• _Stated exercise_: Pull out every line below that holds the word "React".

• _Data block_:

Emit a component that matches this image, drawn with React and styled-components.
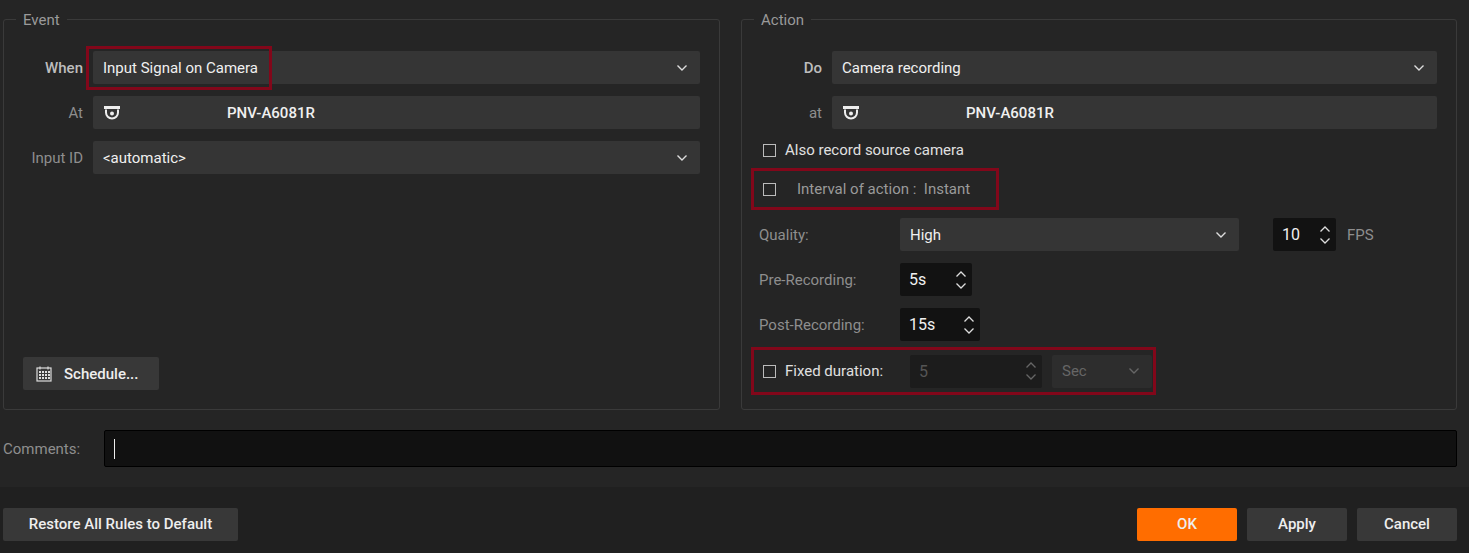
import React from "react";
import styled, { createGlobalStyle } from "styled-components";

const Global = createGlobalStyle`
  body { margin: 0; background: #252525; font-family: Roboto, "Liberation Sans", sans-serif; }
`;

const Chevron = ({ color = "#ddd" }) => (
  <svg width="12" height="8" viewBox="0 0 12 8"><path d="M1.5 1.5 6 6l4.5-4.5" fill="none" stroke={color} strokeWidth="1.4" /></svg>
);

const CameraIcon = () => (
  <svg width="18" height="16" viewBox="0 0 18 16">
    <rect x="1" y="1" width="16" height="3" fill="#eee" />
    <path d="M3 4.5v3a6 6 0 0 0 12 0v-3" fill="none" stroke="#eee" strokeWidth="2" />
    <circle cx="9" cy="8.5" r="2" fill="#eee" />
  </svg>
);

const CalendarIcon = () => (
  <svg width="18" height="18" viewBox="0 0 18 18" fill="none" stroke="#ddd" strokeWidth="1.2">
    <rect x="2" y="3" width="14" height="13" />
    <path d="M5 1.5v3M13 1.5v3" />
    <g fill="#ddd" stroke="none">
      {[6, 9, 12].map((y) => [5, 8, 11, 14].map((x) => <rect key={x + "-" + y} x={x - 1} y={y} width="2" height="2" />))}
    </g>
  </svg>
);

const SpinArrows = ({ dim }) => (
  <Arrows>
    <svg width="12" height="8" viewBox="0 0 12 8"><path d="M1.5 6.5 6 2l4.5 4.5" fill="none" stroke={dim ? "#666" : "#ddd"} strokeWidth="1.3" /></svg>
    <svg width="12" height="8" viewBox="0 0 12 8"><path d="M1.5 1.5 6 6l4.5-4.5" fill="none" stroke={dim ? "#666" : "#ddd"} strokeWidth="1.3" /></svg>
  </Arrows>
);

export default function App() {
  return (
    <Page>
      <Global />
      <Groups>
        <Group>
          <Legend>Event</Legend>
          <FormGrid $label="60px">
            <Label $bold>When</Label>
            <Select>
              <Highlight>Input Signal on Camera</Highlight>
              <Chevron />
            </Select>
            <Label>At</Label>
            <Field>
              <CameraIcon />
              <Centered>PNV-A6081R</Centered>
            </Field>
            <Label>Input ID</Label>
            <Select>
              <span>&lt;automatic&gt;</span>
              <Chevron />
            </Select>
          </FormGrid>
          <Spacer />
          <Button $w="136px">
            <CalendarIcon />
            Schedule...
          </Button>
        </Group>

        <Group>
          <Legend>Action</Legend>
          <FormGrid $label="61px">
            <Label $bold>Do</Label>
            <Select>
              <span>Camera recording</span>
              <Chevron />
            </Select>
            <Label>at</Label>
            <Field>
              <CameraIcon />
              <Centered>PNV-A6081R</Centered>
            </Field>
          </FormGrid>
          <Options>
            <Check>
              <Box />
              Also record source camera
            </Check>
            <RedBox $w="248px" $h="42px">
              <Check $dim>
                <Box />
                <IntervalText>Interval of action :&nbsp;&nbsp;Instant</IntervalText>
              </Check>
            </RedBox>
            <RecGrid>
              <SubLabel>Quality:</SubLabel>
              <Row>
                <Select $w="339px">
                  <span>High</span>
                  <Chevron />
                </Select>
                <Spin $w="63px" $ml="23px">10<SpinArrows /></Spin>
                <SubLabel>FPS</SubLabel>
              </Row>
              <SubLabel>Pre-Recording:</SubLabel>
              <Row><Spin $w="72px">5s<SpinArrows /></Spin></Row>
              <SubLabel>Post-Recording:</SubLabel>
              <Row><Spin $w="80px">15s<SpinArrows /></Spin></Row>
            </RecGrid>
            <RedBox $w="405px" $h="48px">
              <Check $w="137px">
                <Box />
                Fixed duration:
              </Check>
              <Spin $w="132px" $dim>5<SpinArrows dim /></Spin>
              <Select $w="100px" $dim>
                <span>Sec</span>
                <Chevron color="#666" />
              </Select>
            </RedBox>
          </Options>
        </Group>
      </Groups>

      <CommentRow>
        <SubLabel>Comments:</SubLabel>
        <CommentInput><Caret /></CommentInput>
      </CommentRow>

      <Footer>
        <Button $w="235px" $center>Restore All Rules to Default</Button>
        <Grow />
        <Button $w="100px" $center $primary>OK</Button>
        <Button $w="100px" $center>Apply</Button>
        <Button $w="100px" $center>Cancel</Button>
      </Footer>
    </Page>
  );
}

const Page = styled.div`
  width: 1469px;
  height: 553px;
  background: #252525;
  color: #e8e8e8;
  font-size: 15px;
  display: flex;
  flex-direction: column;
`;

const Groups = styled.div`
  display: grid;
  grid-template-columns: 717px 716px;
  gap: 21px;
  padding: 19px 12px 0 3px;
`;

const Group = styled.div`
  position: relative;
  border: 1px solid #3a3a3a;
  border-radius: 3px;
  height: 391px;
  box-sizing: border-box;
  padding: 31px 19px 19px 19px;
  display: flex;
  flex-direction: column;
`;

const Legend = styled.div`
  position: absolute;
  top: -9px;
  left: 12px;
  padding: 0 7px;
  background: #252525;
  color: #9a9a9a;
  font-size: 15px;
`;

const FormGrid = styled.div`
  display: grid;
  grid-template-columns: ${({ $label }) => $label} 1fr;
  column-gap: 10px;
  row-gap: 12px;
  grid-auto-rows: 33px;
`;

const Label = styled.div`
  display: flex;
  align-items: center;
  justify-content: flex-end;
  color: ${({ $bold }) => ($bold ? "#bdbdbd" : "#8e8e8e")};
  font-weight: ${({ $bold }) => ($bold ? 500 : 400)};
  white-space: nowrap;
`;

const Select = styled.div`
  display: flex;
  flex-shrink: 0;
  align-items: center;
  justify-content: space-between;
  background: ${({ $dim }) => ($dim ? "#2d2d2d" : "#353535")};
  color: ${({ $dim }) => ($dim ? "#666" : "#f0f0f0")};
  border-radius: 2px;
  padding: 0 12px 0 10px;
  height: 33px;
  width: ${({ $w }) => $w || "auto"};
  box-sizing: border-box;
  position: relative;
`;

const Highlight = styled.span`
  position: relative;
  &::before {
    content: "";
    position: absolute;
    inset: -13px -14px -13px -17px;
    border: 3px solid #82071a;
  }
`;

const Field = styled(Select)`
  justify-content: flex-start;
`;

const Centered = styled.span`
  margin-left: 106px;
  font-weight: 500;
`;

const IntervalText = styled.span`
  margin-left: 12px;
`;

const Spacer = styled.div`
  flex: 1;
`;

const Button = styled.div`
  display: flex;
  flex-shrink: 0;
  align-items: center;
  justify-content: ${({ $center }) => ($center ? "center" : "flex-start")};
  gap: 11px;
  padding: ${({ $center }) => ($center ? "0" : "0 12px")};
  width: ${({ $w }) => $w};
  height: 33px;
  box-sizing: border-box;
  border-radius: 2px;
  background: ${({ $primary }) => ($primary ? "#ff6d00" : "#383838")};
  color: #eee;
  font-weight: 500;
`;

const Options = styled.div`
  display: flex;
  flex-direction: column;
  padding-left: 2px;
  margin-top: 9px;
`;

const Check = styled.div`
  display: flex;
  flex-shrink: 0;
  align-items: center;
  gap: 9px;
  width: ${({ $w }) => $w || "auto"};
  color: ${({ $dim }) => ($dim ? "#9a9a9a" : "#e0e0e0")};
  height: 24px;
`;

const Box = styled.span`
  width: 11px;
  height: 11px;
  border: 1px solid #bbb;
  display: inline-block;
`;

const RedBox = styled.div`
  display: flex;
  align-items: center;
  gap: 10px;
  margin-left: -12px;
  padding-left: 9px;
  width: ${({ $w }) => $w};
  height: ${({ $h }) => $h};
  box-sizing: border-box;
  border: 3px solid #82071a;
  margin-top: 6px;
`;

const RecGrid = styled.div`
  display: grid;
  grid-template-columns: 141px 1fr;
  grid-auto-rows: 33px;
  row-gap: 12px;
  margin-top: 8px;
  margin-left: -4px;
`;

const SubLabel = styled.div`
  display: flex;
  align-items: center;
  color: #8e8e8e;
  white-space: nowrap;
`;

const Row = styled.div`
  display: flex;
  align-items: center;
  gap: 11px;
`;

const Spin = styled.div`
  display: flex;
  flex-shrink: 0;
  align-items: center;
  justify-content: space-between;
  height: 33px;
  width: ${({ $w }) => $w};
  margin-left: ${({ $ml }) => $ml || 0};
  box-sizing: border-box;
  padding: 0 5px 0 9px;
  background: ${({ $dim }) => ($dim ? "#1c1c1c" : "#121212")};
  color: ${({ $dim }) => ($dim ? "#555" : "#f0f0f0")};
  font-size: 16px;
  border-radius: 2px;
`;

const Arrows = styled.div`
  display: flex;
  flex-direction: column;
  gap: 4px;
`;

const CommentRow = styled.div`
  display: flex;
  align-items: center;
  gap: 24px;
  padding: 20px 12px 0 3px;
`;

const CommentInput = styled.div`
  flex: 1;
  height: 35px;
  background: #111;
  border: 1px solid #000;
  border-radius: 2px;
  display: flex;
  align-items: center;
  padding-left: 9px;
`;

const Caret = styled.span`
  width: 1px;
  height: 20px;
  background: #eee;
`;

const Footer = styled.div`
  margin-top: 20px;
  flex: 1;
  background: #202020;
  display: flex;
  align-items: center;
  gap: 10px;
  padding: 8px 12px 0 3px;
`;

const Grow = styled.div`
  flex: 1;
`;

• _Output for this task_:
Emit a component that matches this image, drawn with React and styled-components.
import React from "react";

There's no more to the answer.